Request: Retype exactly what appears below from the line containing "Output the component" down to the line containing "const d = bellPath();", keeping both end lines. Do not include pictures.

Data section:
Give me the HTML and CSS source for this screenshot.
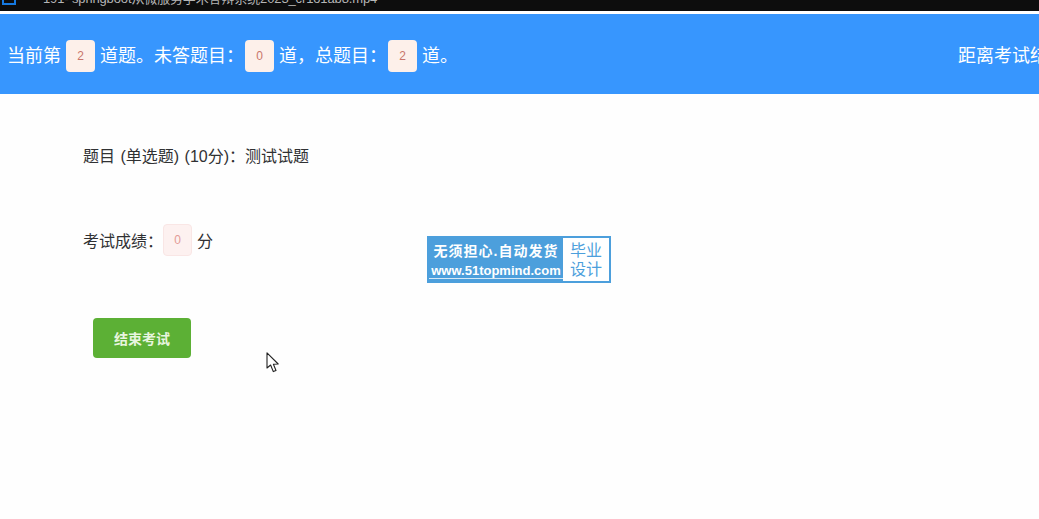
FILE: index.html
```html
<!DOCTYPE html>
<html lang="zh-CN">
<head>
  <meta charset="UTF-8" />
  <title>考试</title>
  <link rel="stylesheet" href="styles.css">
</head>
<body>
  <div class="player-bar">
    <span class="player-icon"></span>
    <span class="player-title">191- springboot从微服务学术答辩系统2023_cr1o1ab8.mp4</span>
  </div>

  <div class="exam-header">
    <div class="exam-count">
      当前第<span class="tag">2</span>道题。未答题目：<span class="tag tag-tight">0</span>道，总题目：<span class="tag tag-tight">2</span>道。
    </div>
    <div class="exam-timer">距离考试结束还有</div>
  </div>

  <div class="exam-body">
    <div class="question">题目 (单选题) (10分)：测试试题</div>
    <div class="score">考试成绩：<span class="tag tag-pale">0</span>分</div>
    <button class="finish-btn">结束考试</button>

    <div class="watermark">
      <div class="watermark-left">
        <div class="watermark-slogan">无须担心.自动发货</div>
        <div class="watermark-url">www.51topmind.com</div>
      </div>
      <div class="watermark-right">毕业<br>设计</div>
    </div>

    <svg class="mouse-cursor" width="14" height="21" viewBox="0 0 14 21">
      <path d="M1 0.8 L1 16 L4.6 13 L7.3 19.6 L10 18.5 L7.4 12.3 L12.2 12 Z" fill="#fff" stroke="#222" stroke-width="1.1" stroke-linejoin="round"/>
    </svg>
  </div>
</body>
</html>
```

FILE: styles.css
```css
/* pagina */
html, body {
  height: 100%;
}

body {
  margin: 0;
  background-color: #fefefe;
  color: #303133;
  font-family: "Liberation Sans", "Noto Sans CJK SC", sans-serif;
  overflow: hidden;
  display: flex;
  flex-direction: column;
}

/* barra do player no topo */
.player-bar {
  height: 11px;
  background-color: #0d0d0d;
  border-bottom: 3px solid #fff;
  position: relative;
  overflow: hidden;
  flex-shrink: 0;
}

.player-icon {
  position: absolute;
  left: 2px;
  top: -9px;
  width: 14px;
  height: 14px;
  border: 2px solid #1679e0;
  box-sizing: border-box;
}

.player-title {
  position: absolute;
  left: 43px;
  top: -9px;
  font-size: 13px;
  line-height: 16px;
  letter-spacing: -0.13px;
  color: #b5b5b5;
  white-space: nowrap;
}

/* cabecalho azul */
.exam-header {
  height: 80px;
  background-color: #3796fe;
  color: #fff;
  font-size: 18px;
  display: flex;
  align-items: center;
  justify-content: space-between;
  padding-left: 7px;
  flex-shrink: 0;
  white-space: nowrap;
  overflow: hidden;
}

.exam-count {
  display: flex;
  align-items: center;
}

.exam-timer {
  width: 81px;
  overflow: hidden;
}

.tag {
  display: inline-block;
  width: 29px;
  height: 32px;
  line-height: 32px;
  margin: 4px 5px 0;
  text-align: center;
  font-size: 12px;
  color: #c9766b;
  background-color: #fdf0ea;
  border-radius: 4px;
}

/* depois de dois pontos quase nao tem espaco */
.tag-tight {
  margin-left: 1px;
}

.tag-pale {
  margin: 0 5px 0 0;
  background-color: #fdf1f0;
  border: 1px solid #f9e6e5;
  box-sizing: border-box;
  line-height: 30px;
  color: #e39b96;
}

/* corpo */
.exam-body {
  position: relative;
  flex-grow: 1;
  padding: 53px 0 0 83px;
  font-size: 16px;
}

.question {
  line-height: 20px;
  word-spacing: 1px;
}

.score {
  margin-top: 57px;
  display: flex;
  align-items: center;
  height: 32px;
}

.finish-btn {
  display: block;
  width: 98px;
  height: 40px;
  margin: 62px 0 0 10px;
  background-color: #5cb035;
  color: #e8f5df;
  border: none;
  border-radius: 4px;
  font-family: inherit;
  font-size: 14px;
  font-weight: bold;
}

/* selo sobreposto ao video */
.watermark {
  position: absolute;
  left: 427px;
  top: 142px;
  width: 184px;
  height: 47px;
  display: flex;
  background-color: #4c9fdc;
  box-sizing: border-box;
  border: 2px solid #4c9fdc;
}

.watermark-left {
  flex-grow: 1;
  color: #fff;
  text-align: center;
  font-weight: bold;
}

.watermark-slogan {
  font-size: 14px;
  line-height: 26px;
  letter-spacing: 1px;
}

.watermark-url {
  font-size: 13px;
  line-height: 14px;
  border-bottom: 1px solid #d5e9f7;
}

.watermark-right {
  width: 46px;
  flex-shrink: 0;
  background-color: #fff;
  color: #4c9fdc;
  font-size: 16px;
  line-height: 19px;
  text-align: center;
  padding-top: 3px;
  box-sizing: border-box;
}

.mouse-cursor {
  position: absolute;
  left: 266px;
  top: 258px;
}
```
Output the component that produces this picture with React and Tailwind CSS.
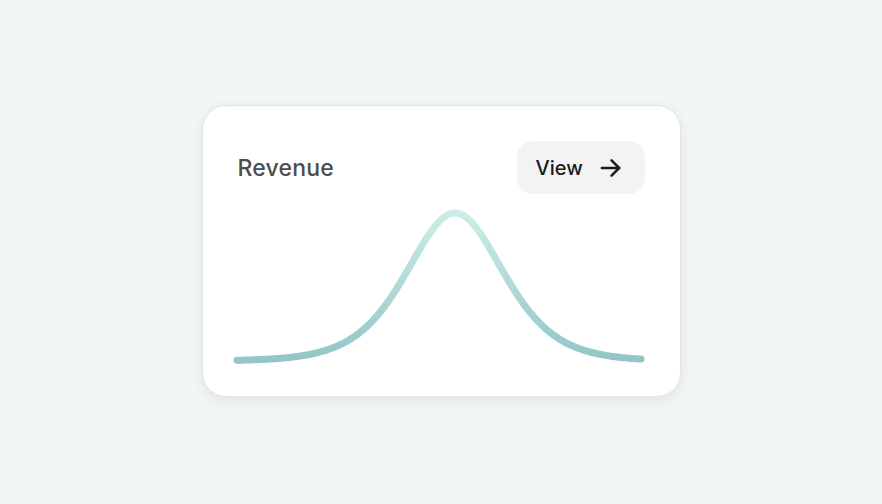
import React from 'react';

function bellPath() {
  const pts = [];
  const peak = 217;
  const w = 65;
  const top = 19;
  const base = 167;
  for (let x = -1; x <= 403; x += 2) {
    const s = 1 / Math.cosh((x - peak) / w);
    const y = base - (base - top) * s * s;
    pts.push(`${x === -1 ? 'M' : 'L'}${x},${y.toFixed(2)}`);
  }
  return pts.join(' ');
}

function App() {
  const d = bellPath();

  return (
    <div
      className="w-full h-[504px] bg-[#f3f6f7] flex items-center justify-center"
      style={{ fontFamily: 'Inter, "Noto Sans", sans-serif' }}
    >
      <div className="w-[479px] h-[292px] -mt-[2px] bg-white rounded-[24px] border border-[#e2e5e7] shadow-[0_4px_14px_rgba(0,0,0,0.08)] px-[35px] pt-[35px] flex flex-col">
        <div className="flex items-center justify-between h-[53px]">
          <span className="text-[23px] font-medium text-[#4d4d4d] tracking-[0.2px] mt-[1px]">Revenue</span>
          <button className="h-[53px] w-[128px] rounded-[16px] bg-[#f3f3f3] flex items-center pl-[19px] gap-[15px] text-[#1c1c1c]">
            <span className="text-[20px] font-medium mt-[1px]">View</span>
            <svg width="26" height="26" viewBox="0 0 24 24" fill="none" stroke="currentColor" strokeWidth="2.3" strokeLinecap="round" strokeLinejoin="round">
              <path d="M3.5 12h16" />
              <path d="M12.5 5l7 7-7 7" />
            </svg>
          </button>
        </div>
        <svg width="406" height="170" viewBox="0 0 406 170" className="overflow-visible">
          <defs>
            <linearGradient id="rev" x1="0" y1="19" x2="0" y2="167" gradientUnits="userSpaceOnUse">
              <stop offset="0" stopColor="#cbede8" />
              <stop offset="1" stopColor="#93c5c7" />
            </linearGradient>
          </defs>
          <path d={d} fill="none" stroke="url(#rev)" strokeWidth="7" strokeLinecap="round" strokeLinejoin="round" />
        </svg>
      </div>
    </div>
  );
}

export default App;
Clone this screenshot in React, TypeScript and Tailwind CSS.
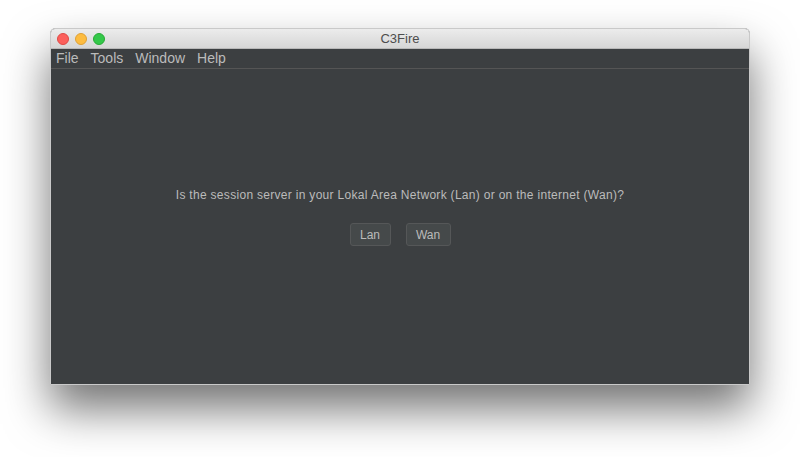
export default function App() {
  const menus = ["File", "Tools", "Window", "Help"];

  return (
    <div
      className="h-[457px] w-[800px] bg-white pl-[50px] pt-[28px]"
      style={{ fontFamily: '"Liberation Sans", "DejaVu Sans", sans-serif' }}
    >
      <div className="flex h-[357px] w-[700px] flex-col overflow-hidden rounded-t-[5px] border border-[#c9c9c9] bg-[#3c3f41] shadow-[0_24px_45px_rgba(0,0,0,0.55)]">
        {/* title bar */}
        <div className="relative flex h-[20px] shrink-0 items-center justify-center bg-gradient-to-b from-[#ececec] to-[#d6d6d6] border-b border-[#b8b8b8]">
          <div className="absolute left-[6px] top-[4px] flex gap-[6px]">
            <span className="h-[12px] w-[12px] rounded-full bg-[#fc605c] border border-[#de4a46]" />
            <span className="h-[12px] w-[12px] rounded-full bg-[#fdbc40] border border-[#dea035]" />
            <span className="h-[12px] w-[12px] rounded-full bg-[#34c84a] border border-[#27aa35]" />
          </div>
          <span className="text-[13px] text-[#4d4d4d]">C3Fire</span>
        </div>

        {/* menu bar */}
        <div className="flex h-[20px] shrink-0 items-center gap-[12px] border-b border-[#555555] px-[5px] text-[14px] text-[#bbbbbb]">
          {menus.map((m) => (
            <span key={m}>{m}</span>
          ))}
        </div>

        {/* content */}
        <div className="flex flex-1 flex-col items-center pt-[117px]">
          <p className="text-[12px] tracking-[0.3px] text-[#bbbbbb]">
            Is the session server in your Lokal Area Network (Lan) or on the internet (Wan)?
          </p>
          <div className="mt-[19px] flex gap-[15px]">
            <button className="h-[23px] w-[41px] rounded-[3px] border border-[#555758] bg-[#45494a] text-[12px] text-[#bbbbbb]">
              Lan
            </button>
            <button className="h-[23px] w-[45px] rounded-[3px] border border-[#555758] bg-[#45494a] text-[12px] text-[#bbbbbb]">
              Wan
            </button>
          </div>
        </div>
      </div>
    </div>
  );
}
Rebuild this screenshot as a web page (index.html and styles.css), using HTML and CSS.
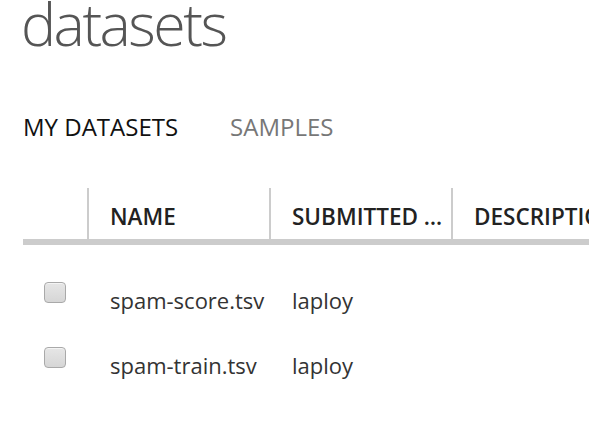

Solution to this task:
Output the component that produces this picture with React and Tailwind CSS.
import React from 'react';

function bellPath() {
  const pts = [];
  const peak = 217;
  const w = 65;
  const top = 19;
  const base = 167;
  for (let x = -1; x <= 403; x += 2) {
    const s = 1 / Math.cosh((x - peak) / w);
    const y = base - (base - top) * s * s;
    pts.push(`${x === -1 ? 'M' : 'L'}${x},${y.toFixed(2)}`);
  }
  return pts.join(' ');
}

function App() {
  const d = bellPath();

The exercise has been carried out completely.